A July 14 proposed House Oversight and Government Reform committee report stated that, in the wake of the death of former pro football player and Army Cpl. Pat Tillman in Afghanistan in April 2004, then-White House senior adviser Karl Rove asked Ron Fournier, then a reporter for the AP, and now its acting Washington bureau chief: "How does our country continue to produce men and women like [Tillman]?" As noted by the TPM Muckraker blog, according to the report, Fournier replied, "The Lord creates men and women like this all over the world. But only the great and free countries allow them to flourish. Keep up the fight." In an article about the congressional report, the AP reported that Fournier said the following:
I was an AP political reporter at the time of the 2004 e-mail exchange, and was interacting with a source, a top aide to the president, in the course of following an important and compelling story. I regret the breezy nature of the correspondence.
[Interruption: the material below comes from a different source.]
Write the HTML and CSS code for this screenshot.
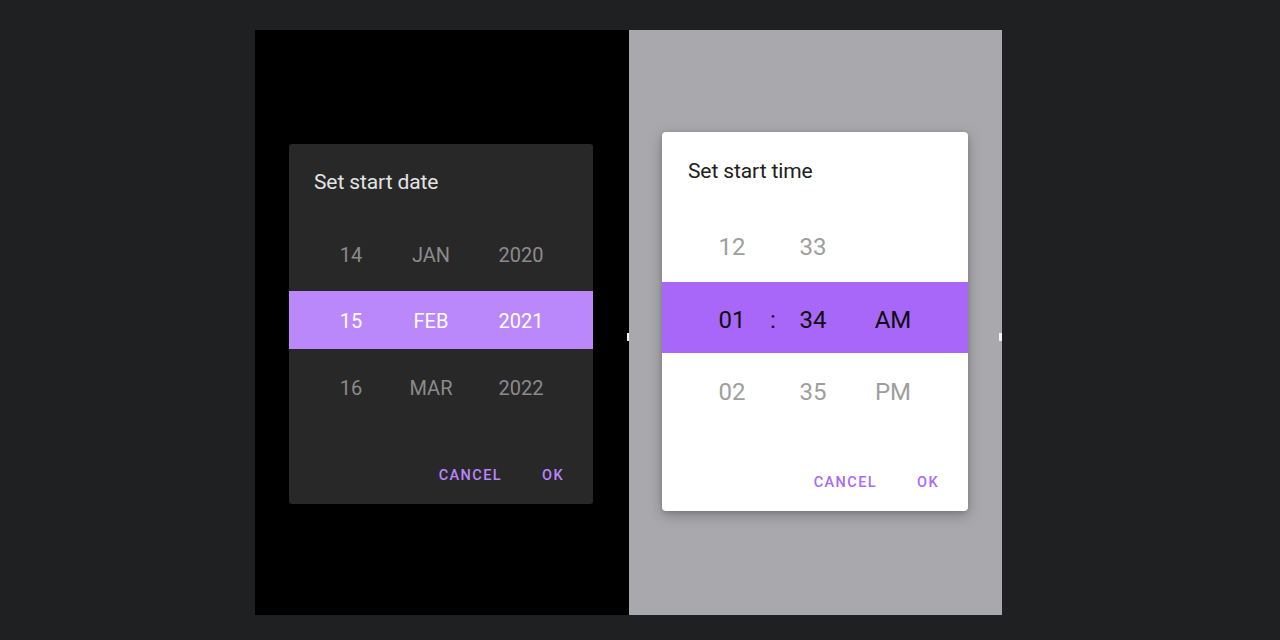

Fournier apparently offered no explanation for his statement to Rove to"[k]eep up the fight."
In a June 2007 essay in the AP's internal newsletter on how to fulfill reporters' "obligation" to "hold public officials accountable," Fournier wrote that "[w]e can and we must not only tell people what happened in politics today, but why it happened; what it might mean for our readers and their families and what it might reveal about the people who presume to be our leaders." In the essay, titled "Accountability Journalism: Liberating reporters and the truth," he stated that AP journalists should "[w]rite with authority," explaining that "[t]he AP's hard-earned reputation for fairness and nonpartisanship must not be used as an excuse for fuzzy language when a clear voice is demanded nor should it force us to give both sides of a story equal play when one side is plainly wrong." He continued:
Shortly after Katrina struck, I dutifully reported that President Bush had said nobody anticipated the breach of the levees. In fact, many experts had predicted a major storm would bust New Orleans' flood-control barriers. In the past, that's all I would have written; readers would get both sides of the story and then be expected to draw their own conclusion. This time, I went a step further and simply wrote: He was wrong." Why not? Why force the readers to read between carefully parsed lines when the facts are clear? Why not just get to the point? The president of the United States was wrong. The governor lied. The congressman broke his promise. The preacher, the CEO, the banker, the coach, or whomever, failed. Don't mince words. John Dowling put it this way in a note to me: "We can write with authority when we've got the facts that let us say unequivocally what happened. Too often we depend on the government and its critics to tell us what happened, and we end up with he said/she said stories that never get to the bottom line. [no closing quote in original]
From the proposed House Oversight and Government Reform committee report, which has not been voted on by the committee (footnotes omitted):
Several high-level staff members of President Bush's reelection campaign contacted White House officials to suggest public responses to Corporal Tillman's death. Matthew Dowd, the campaign's chief strategist, sent an e-mail to Mr. Bartlett, writing, "You hear about pat tilman? Potus should call his family or go to Arizona or his hometown."
Mark McKinnon, the campaign's media advisor, also e-mailed Mr. Bartlett, saying: "Realize President really shouldn't do anything that he hasn't done for any other soldier killed in the military, but certainly think he could say something about he exemplifies the ultimate in humility, heroism and sacrifice."
Commentators and reporters contacted the White House to offer advice. For example, Wall Street Journal columnist Peggy Noonan e-mailed the White House's Director of Strategic Initiatives, Peter Wehner, recommending that he "find out what faith Tillman practiced and have the president go by that church and light a candle or say a prayer." Karl Rove exchanged e-mails about Pat Tillman with Associated Press reporter Ron Fournier, under the subject line "H-E-R-O." In response to Mr. Fournier's e-mail, Mr. Rove asked, "How does our country continue to produce men and women like this," to which Mr. Fournier replied, "The Lord creates men and women like this all over the world. But only the great and free countries allow them to flourish. Keep up the fight."
In total, the White House staff sent or received nearly 200 e-mails relating to Corporal Tillman's death on April 23, 2004.